The Proving Ground: Victor's Actual Routine
The Proving Ground: Victor's Actual Routine
Fair warning: this isn't optimized. It's not periodized. It's not based on a study. It's what I actually do 5 days a week. It works because I show up, not because the programming is clever.
Morning Session (Fasted, Before Work)
30 minutes on the stationary bike. Moderate pace, nothing crazy. Then the calisthenics circuit.
| Exercise | Total Reps | Set Size | Notes |
|---|---|---|---|
| Push-ups | 250 | 25-50 | Strict form, chest to floor |
| Pull-ups | 100 | 10-15 | Dead hang, full extension |
| Squats | 200 | 25-50 | Below parallel or it doesn't count |
| Dips | 100 | 15-20 | Full lockout at top |
Takes about 45 minutes total including the bike. So roughly 75 minutes for the whole morning session.
Why morning: It's the proving ground. Before your inbox. Before Slack. Before anyone else's priorities touch your brain. Every morning you finish this, you've already collected evidence that you can do hard things you don't feel like doing. That evidence compounds.
Afternoon Session (Post-Work)
Standard progressive overload weight training. Nothing revolutionary.
- Rotation: Chest/Tri, Back/Bi, Shoulders/Legs
- Volume: 4-5 exercises, 3-4 sets, 8-12 reps
- Intensity: Heavy enough that the last 2 reps are a fight. If you finish the set comfortable, add weight.
Then 15-20 minutes on the heavy bag. 3-minute rounds, 1-minute rest. Not training for a fight. Training for stress relief and conditioning. Hitting something heavy after a long day is better therapy than most things you'll pay for.
The Honest Part
I smoke on weekends. I drink on weekends. I eat clean during the week and less clean on weekends. I'm not pretending to be a fitness influencer. I'm not selling supplements. I'm a guy who trains because the alternative is worse.

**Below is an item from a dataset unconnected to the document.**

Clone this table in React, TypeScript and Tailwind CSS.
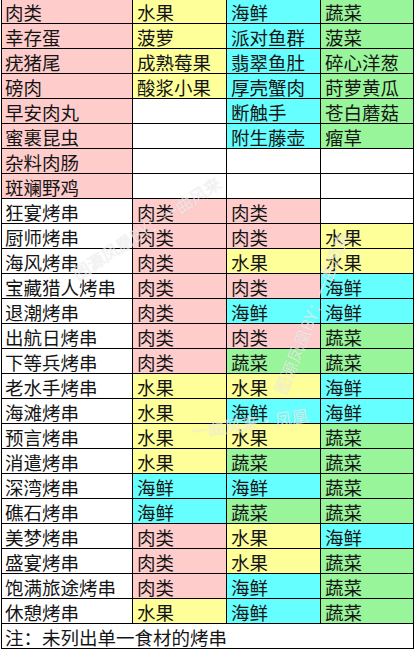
import React from 'react';

type Cat = '肉类' | '水果' | '海鲜' | '蔬菜' | '';

// colour of each ingredient group
const catBg: Record<string, string> = {
  肉类: 'bg-[#ffcccc]',
  水果: 'bg-[#ffff99]',
  海鲜: 'bg-[#66ffff]',
  蔬菜: 'bg-[#99f599]',
  '': 'bg-white',
};

// top block: the ingredient lists per group
const ingredients: string[][] = [
  ['肉类', '水果', '海鲜', '蔬菜'],
  ['幸存蛋', '菠萝', '派对鱼群', '菠菜'],
  ['疣猪尾', '成熟莓果', '翡翠鱼肚', '碎心洋葱'],
  ['磅肉', '酸浆小果', '厚壳蟹肉', '莳萝黄瓜'],
  ['早安肉丸', '', '断触手', '苍白蘑菇'],
  ['蜜裹昆虫', '', '附生藤壶', '瘤草'],
  ['杂料肉肠', '', '', ''],
  ['斑斓野鸡', '', '', ''],
];
const groupOrder: Cat[] = ['肉类', '水果', '海鲜', '蔬菜'];

// kebab recipes
const kebabs: [string, Cat, Cat, Cat][] = [
  ['狂宴烤串', '肉类', '肉类', ''],
  ['厨师烤串', '肉类', '肉类', '水果'],
  ['海风烤串', '肉类', '水果', '水果'],
  ['宝藏猎人烤串', '肉类', '肉类', '海鲜'],
  ['退潮烤串', '肉类', '海鲜', '海鲜'],
  ['出航日烤串', '肉类', '肉类', '蔬菜'],
  ['下等兵烤串', '肉类', '蔬菜', '蔬菜'],
  ['老水手烤串', '水果', '水果', '海鲜'],
  ['海滩烤串', '水果', '海鲜', '海鲜'],
  ['预言烤串', '水果', '水果', '蔬菜'],
  ['消遣烤串', '水果', '蔬菜', '蔬菜'],
  ['深湾烤串', '海鲜', '海鲜', '蔬菜'],
  ['礁石烤串', '海鲜', '蔬菜', '蔬菜'],
  ['美梦烤串', '肉类', '水果', '海鲜'],
  ['盛宴烤串', '肉类', '水果', '蔬菜'],
  ['饱满旅途烤串', '肉类', '海鲜', '蔬菜'],
  ['休憩烤串', '水果', '海鲜', '蔬菜'],
];

const Cell: React.FC<{ text: string; bg: string; first?: boolean }> = ({ text, bg, first }) => (
  <div
    className={`h-[24px] ${bg} ${first ? 'pl-[3px]' : 'pl-[4px]'} pt-[3px] text-[18.5px] leading-[21px] text-[#151515] whitespace-nowrap`}
  >
    {text}
  </div>
);

// faint diagonal watermark lying over the sheet
const Watermark: React.FC<{ className: string; text: string }> = ({ className, text }) => (
  <div
    className={`absolute whitespace-nowrap text-[17px] text-white/60 [text-shadow:0_0_1px_rgba(140,140,140,0.3)] pointer-events-none ${className}`}
  >
    {text}
  </div>
);

export default function App() {
  return (
    <div
      className="relative w-[414px] h-[650px] overflow-hidden bg-white"
      style={{ fontFamily: '"Noto Sans CJK SC", "Noto Sans", sans-serif' }}
    >
      <div className="ml-[1px] mt-[-2px] w-[413px] bg-black p-px grid grid-cols-[130px_93px_93px_92px] gap-px">
        {ingredients.map((row, r) =>
          row.map((t, c) => (
            <Cell
              key={`i${r}-${c}`}
              text={t}
              first={c === 0}
              bg={t === '' ? 'bg-white' : catBg[groupOrder[c]]}
            />
          ))
        )}
        {kebabs.map((k) => (
          <React.Fragment key={k[0]}>
            <Cell text={k[0]} bg="bg-white" first />
            <Cell text={k[1]} bg={catBg[k[1]]} />
            <Cell text={k[2]} bg={catBg[k[2]]} />
            <Cell text={k[3]} bg={catBg[k[3]]} />
          </React.Fragment>
        ))}
        <div className="col-span-4 h-[24px] bg-white pl-[3px] pt-[3px] text-[18.5px] leading-[21px] text-[#151515] whitespace-nowrap">
          注：未列出单一食材的烤串
        </div>
      </div>

      <Watermark className="left-[60px] top-[215px] -rotate-[33deg]" text="图源凤凰BY：一曲风来" />
      <Watermark className="left-[225px] top-[300px] -rotate-[68deg]" text="图源凤凰BY：一曲风来" />
      <Watermark className="left-[190px] top-[410px] -rotate-[8deg]" text="一曲风来·凤凰" />
    </div>
  );
}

The routine works despite the imperfections because consistency beats purity. Five hard training days with a messy weekend still puts you ahead of someone who has the perfect plan and skips 3 days a week.
Starting Point
If you can't do these numbers, start with what you can. 50 push-ups instead of 250. 20 pull-ups instead of 100. The numbers don't matter at first. The habit of showing up when the alarm goes off, that's the thing. Build the habit first. The volume follows.